Warren Buffett’s graphic assessment of inflation in 1982 still rings true 41 years later © REUTERS

The writer is chief executive of Fidelity International

“Inflation acts as a gigantic corporate tapeworm,” Warren Buffett wrote in 1982 when US consumer prices rose just over 6 per cent over the year. “That tapeworm pre-emptively consumes its requisite daily diet of investment dollars regardless of the health of the host organism.”

With apologies to those reading this over breakfast, Buffett’s graphic assessment still rings true 41 years later. Open a company annual report published in the past three years and you are likely to read a litany of events such as Russia’s invasion of Ukraine and the Covid-19 pandemic that have blown the best-laid strategy off course and often into uncharted waters.

However, while the initial market impact of these has dissipated, the longer-term legacy remains in the form of increased energy and food scarcity, disrupted international supply chains and, in some countries including the UK, high levels of inflation.

After dealing with a series of sharp operational shocks, chief executives have had to adapt once more, this time to rising input costs. In this environment, companies fall into two categories: those that can find ways to raise their product prices to protect margins while maintaining volumes, and those that can’t.

The best businesses in the latter category, according to Buffett, are those that don’t need to make significant and continuing capital investments. But that constrains their ability to innovate for the future. It is a truism that you can’t cut your way to growth.

There are other ways to deal with an inflationary environment for both types of companies. Building a solid brand to maintain market pricing power and volume is valuable in times of rising prices.

Adapting products and services swiftly to new realities is another strategy, changing their composition or components to mitigate the pressure. According to a McKinsey study of the impact of inflation on corporate decision making and supply chains, some car manufacturers stripped down features to maintain production, pricing and sales amid shortages or to handle rising input costs.

During the pandemic, many companies established response centres to co-ordinate recovery efforts. Similarly, some have set up central, cross-departmental inflation centres to manage the potential downside of inflationary pressures.

These silo-busting efforts can help reduce interdepartmental friction and decision-making times, ensuring that investments are identified and made more quickly, or unnecessary costs halted at an earlier stage.

This creates a market environment where the strong companies are more likely to get stronger compared with their weaker competitors, as the cumulative effect of rising costs on the bottom line takes hold over time.

And the high inflationary environment of the past 12 months is finally showing signs of cooling following central bank action. At the height of inflationary pressures towards the end of 2022, producer prices in the euro zone area briefly rose at annual rates exceeding 40 per cent following increases in energy prices.
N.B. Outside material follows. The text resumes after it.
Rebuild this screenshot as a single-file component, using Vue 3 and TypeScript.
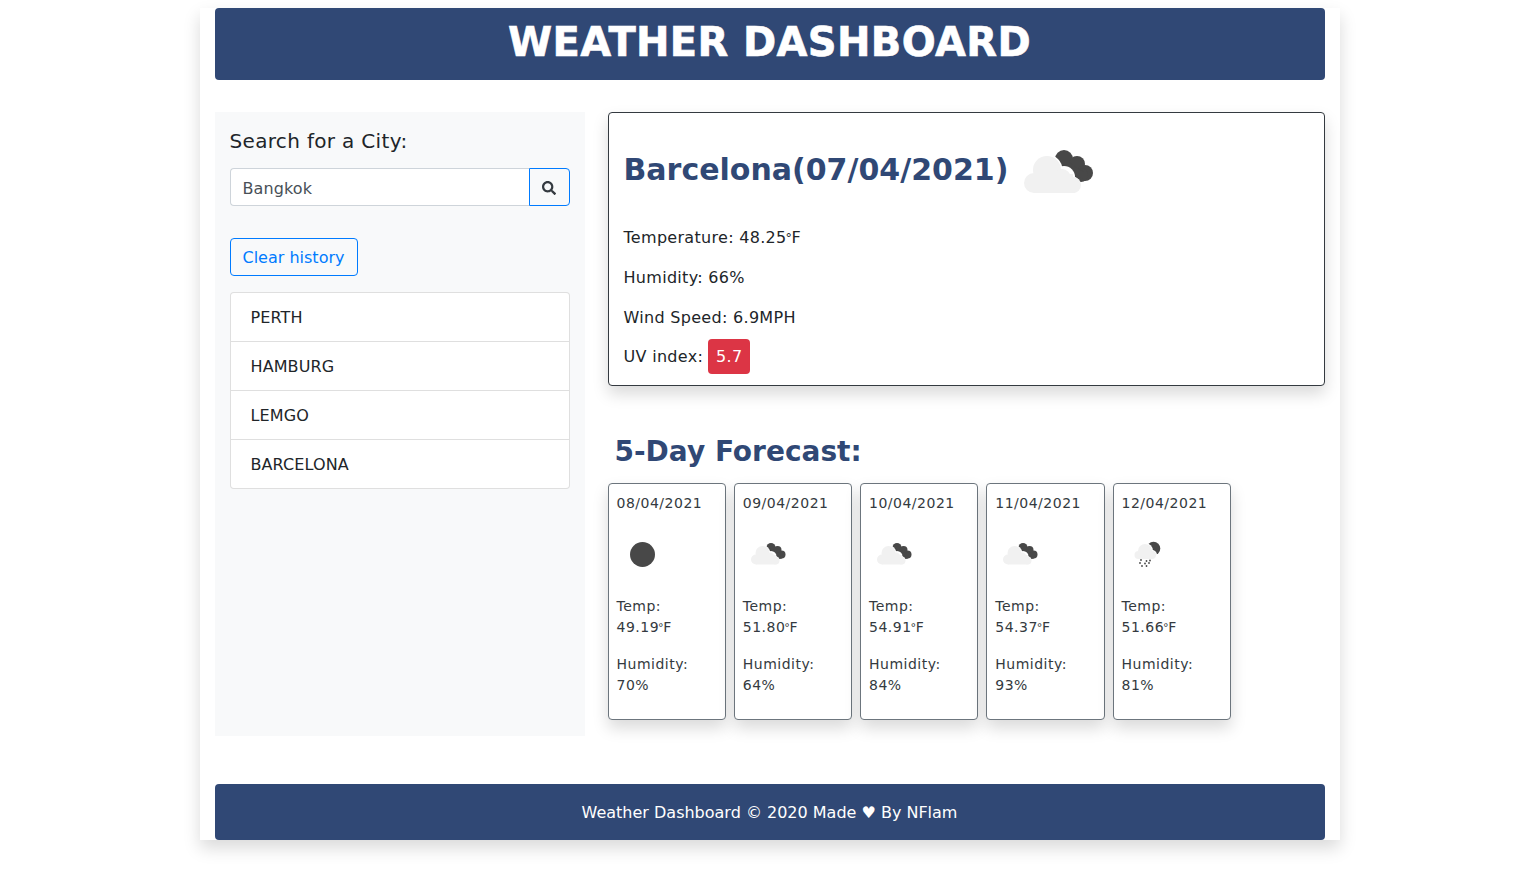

Now, inflation in the US is back down to 3 per cent, while levels in the UK and the eurozone have returned to single digits. Longer term, we may also find that positive productivity shocks from artificial intelligence, advances in computing power and more efficient energy transmission will allow companies to do more with less reinvestment.

On its own, inflation does not necessarily present a problem for executives, particularly for today’s raft of C-suite executives with well-toned crisis management muscles. Reasonable increases in input costs can be measured and mitigated.

But the fragility of the post pandemic economy, combined with the fractured nature of global politics, makes business models more susceptible to further unexpected shocks. These conditions, when mixed into an environment of price instability, increase the risks of a corporate mis-step and deepen its potential impact.

It’s harder, too, to keep other choices open when capital is constrained. Optionality, already a valuable commodity in a changing world, becomes more expensive on a relative basis.

There are no easy answers. Inflation has been billed as a cost of living crisis, which it is. But it also represents a cost of capital crisis, a cost of investment crisis and a cost of hiring crisis, challenging company leaders to find new ways of living with — or preferable expunging — the inflationary tapeworm.